* _To do_
Output the material word for word. Leave each picture out.

* _Data segment_
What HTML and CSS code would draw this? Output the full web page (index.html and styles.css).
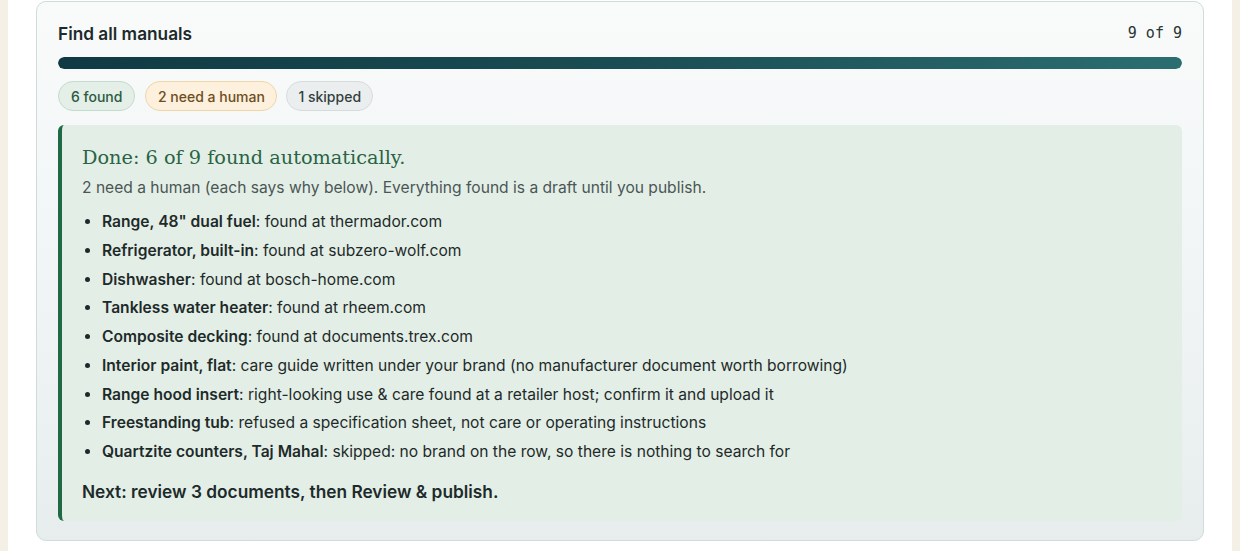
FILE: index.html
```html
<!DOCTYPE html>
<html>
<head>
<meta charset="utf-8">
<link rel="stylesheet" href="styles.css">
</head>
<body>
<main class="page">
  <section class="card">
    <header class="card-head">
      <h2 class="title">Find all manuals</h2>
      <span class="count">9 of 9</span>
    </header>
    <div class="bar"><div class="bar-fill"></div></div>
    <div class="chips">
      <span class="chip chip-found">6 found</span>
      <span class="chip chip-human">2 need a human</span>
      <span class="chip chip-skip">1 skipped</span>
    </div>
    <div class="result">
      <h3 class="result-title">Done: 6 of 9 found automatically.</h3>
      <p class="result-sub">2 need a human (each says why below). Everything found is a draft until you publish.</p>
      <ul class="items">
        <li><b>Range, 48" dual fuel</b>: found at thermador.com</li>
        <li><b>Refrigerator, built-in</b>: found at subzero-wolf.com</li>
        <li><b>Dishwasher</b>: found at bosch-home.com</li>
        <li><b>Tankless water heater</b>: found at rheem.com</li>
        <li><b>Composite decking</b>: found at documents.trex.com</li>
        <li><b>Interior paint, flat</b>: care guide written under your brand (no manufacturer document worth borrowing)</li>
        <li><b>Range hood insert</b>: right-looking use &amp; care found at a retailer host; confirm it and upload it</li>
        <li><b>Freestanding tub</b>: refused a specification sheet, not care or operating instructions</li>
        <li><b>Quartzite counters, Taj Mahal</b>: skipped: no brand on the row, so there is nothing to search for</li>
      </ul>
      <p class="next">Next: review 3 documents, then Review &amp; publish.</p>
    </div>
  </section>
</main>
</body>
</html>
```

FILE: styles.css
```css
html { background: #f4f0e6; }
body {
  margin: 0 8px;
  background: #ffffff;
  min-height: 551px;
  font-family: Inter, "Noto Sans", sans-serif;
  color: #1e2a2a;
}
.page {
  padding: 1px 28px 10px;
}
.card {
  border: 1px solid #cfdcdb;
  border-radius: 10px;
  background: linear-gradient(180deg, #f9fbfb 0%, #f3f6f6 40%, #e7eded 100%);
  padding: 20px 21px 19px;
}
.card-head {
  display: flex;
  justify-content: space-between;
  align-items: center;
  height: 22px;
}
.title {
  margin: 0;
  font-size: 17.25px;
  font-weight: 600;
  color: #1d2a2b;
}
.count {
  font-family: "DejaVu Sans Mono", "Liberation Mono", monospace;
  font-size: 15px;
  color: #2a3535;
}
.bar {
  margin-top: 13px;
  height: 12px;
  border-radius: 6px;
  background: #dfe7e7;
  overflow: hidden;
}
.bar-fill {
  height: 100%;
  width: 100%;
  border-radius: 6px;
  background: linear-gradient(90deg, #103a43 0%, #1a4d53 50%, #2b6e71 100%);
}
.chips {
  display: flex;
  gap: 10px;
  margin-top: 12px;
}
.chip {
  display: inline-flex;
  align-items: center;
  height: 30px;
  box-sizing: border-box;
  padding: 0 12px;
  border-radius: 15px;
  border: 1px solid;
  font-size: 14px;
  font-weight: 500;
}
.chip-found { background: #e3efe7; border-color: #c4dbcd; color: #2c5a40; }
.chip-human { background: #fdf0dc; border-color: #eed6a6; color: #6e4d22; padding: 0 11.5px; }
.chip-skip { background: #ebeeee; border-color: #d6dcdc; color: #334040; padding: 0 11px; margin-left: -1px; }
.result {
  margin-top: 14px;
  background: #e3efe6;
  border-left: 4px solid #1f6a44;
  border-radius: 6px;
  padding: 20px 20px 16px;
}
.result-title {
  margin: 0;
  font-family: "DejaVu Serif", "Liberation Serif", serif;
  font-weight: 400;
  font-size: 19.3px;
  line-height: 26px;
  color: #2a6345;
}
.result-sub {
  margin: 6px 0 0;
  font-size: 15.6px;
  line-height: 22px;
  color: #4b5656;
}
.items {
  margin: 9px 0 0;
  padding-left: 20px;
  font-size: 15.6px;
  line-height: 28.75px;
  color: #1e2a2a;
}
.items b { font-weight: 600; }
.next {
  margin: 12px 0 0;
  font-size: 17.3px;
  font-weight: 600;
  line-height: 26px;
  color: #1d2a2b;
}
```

* _Task result_
What HTML and CSS code would draw this? Output the full web page (index.html and styles.css).
FILE: index.html
```html
<!DOCTYPE html>
<html>
<head>
<meta charset="utf-8">
<link rel="stylesheet" href="styles.css">
</head>
<body>
<main class="page">
  <section class="card">
    <header class="card-head">
      <h2 class="title">Find all manuals</h2>
      <span class="count">9 of 9</span>
    </header>
    <div class="bar"><div class="bar-fill"></div></div>
    <div class="chips">
      <span class="chip chip-found">6 found</span>
      <span class="chip chip-human">2 need a human</span>
      <span class="chip chip-skip">1 skipped</span>
    </div>
    <div class="result">
      <h3 class="result-title">Done: 6 of 9 found automatically.</h3>
      <p class="result-sub">2 need a human (each says why below). Everything found is a draft until you publish.</p>
      <ul class="items">
        <li><b>Range, 48" dual fuel</b>: found at thermador.com</li>
        <li><b>Refrigerator, built-in</b>: found at subzero-wolf.com</li>
        <li><b>Dishwasher</b>: found at bosch-home.com</li>
        <li><b>Tankless water heater</b>: found at rheem.com</li>
        <li><b>Composite decking</b>: found at documents.trex.com</li>
        <li><b>Interior paint, flat</b>: care guide written under your brand (no manufacturer document worth borrowing)</li>
        <li><b>Range hood insert</b>: right-looking use &amp; care found at a retailer host; confirm it and upload it</li>
        <li><b>Freestanding tub</b>: refused a specification sheet, not care or operating instructions</li>
        <li><b>Quartzite counters, Taj Mahal</b>: skipped: no brand on the row, so there is nothing to search for</li>
      </ul>
      <p class="next">Next: review 3 documents, then Review &amp; publish.</p>
    </div>
  </section>
</main>
</body>
</html>
```

FILE: styles.css
```css
html { background: #f4f0e6; }
body {
  margin: 0 8px;
  background: #ffffff;
  min-height: 551px;
  font-family: Inter, "Noto Sans", sans-serif;
  color: #1e2a2a;
}
.page {
  padding: 1px 28px 10px;
}
.card {
  border: 1px solid #cfdcdb;
  border-radius: 10px;
  background: linear-gradient(180deg, #f9fbfb 0%, #f3f6f6 40%, #e7eded 100%);
  padding: 20px 21px 19px;
}
.card-head {
  display: flex;
  justify-content: space-between;
  align-items: center;
  height: 22px;
}
.title {
  margin: 0;
  font-size: 17.25px;
  font-weight: 600;
  color: #1d2a2b;
}
.count {
  font-family: "DejaVu Sans Mono", "Liberation Mono", monospace;
  font-size: 15px;
  color: #2a3535;
}
.bar {
  margin-top: 13px;
  height: 12px;
  border-radius: 6px;
  background: #dfe7e7;
  overflow: hidden;
}
.bar-fill {
  height: 100%;
  width: 100%;
  border-radius: 6px;
  background: linear-gradient(90deg, #103a43 0%, #1a4d53 50%, #2b6e71 100%);
}
.chips {
  display: flex;
  gap: 10px;
  margin-top: 12px;
}
.chip {
  display: inline-flex;
  align-items: center;
  height: 30px;
  box-sizing: border-box;
  padding: 0 12px;
  border-radius: 15px;
  border: 1px solid;
  font-size: 14px;
  font-weight: 500;
}
.chip-found { background: #e3efe7; border-color: #c4dbcd; color: #2c5a40; }
.chip-human { background: #fdf0dc; border-color: #eed6a6; color: #6e4d22; padding: 0 11.5px; }
.chip-skip { background: #ebeeee; border-color: #d6dcdc; color: #334040; padding: 0 11px; margin-left: -1px; }
.result {
  margin-top: 14px;
  background: #e3efe6;
  border-left: 4px solid #1f6a44;
  border-radius: 6px;
  padding: 20px 20px 16px;
}
.result-title {
  margin: 0;
  font-family: "DejaVu Serif", "Liberation Serif", serif;
  font-weight: 400;
  font-size: 19.3px;
  line-height: 26px;
  color: #2a6345;
}
.result-sub {
  margin: 6px 0 0;
  font-size: 15.6px;
  line-height: 22px;
  color: #4b5656;
}
.items {
  margin: 9px 0 0;
  padding-left: 20px;
  font-size: 15.6px;
  line-height: 28.75px;
  color: #1e2a2a;
}
.items b { font-weight: 600; }
.next {
  margin: 12px 0 0;
  font-size: 17.3px;
  font-weight: 600;
  line-height: 26px;
  color: #1d2a2b;
}
```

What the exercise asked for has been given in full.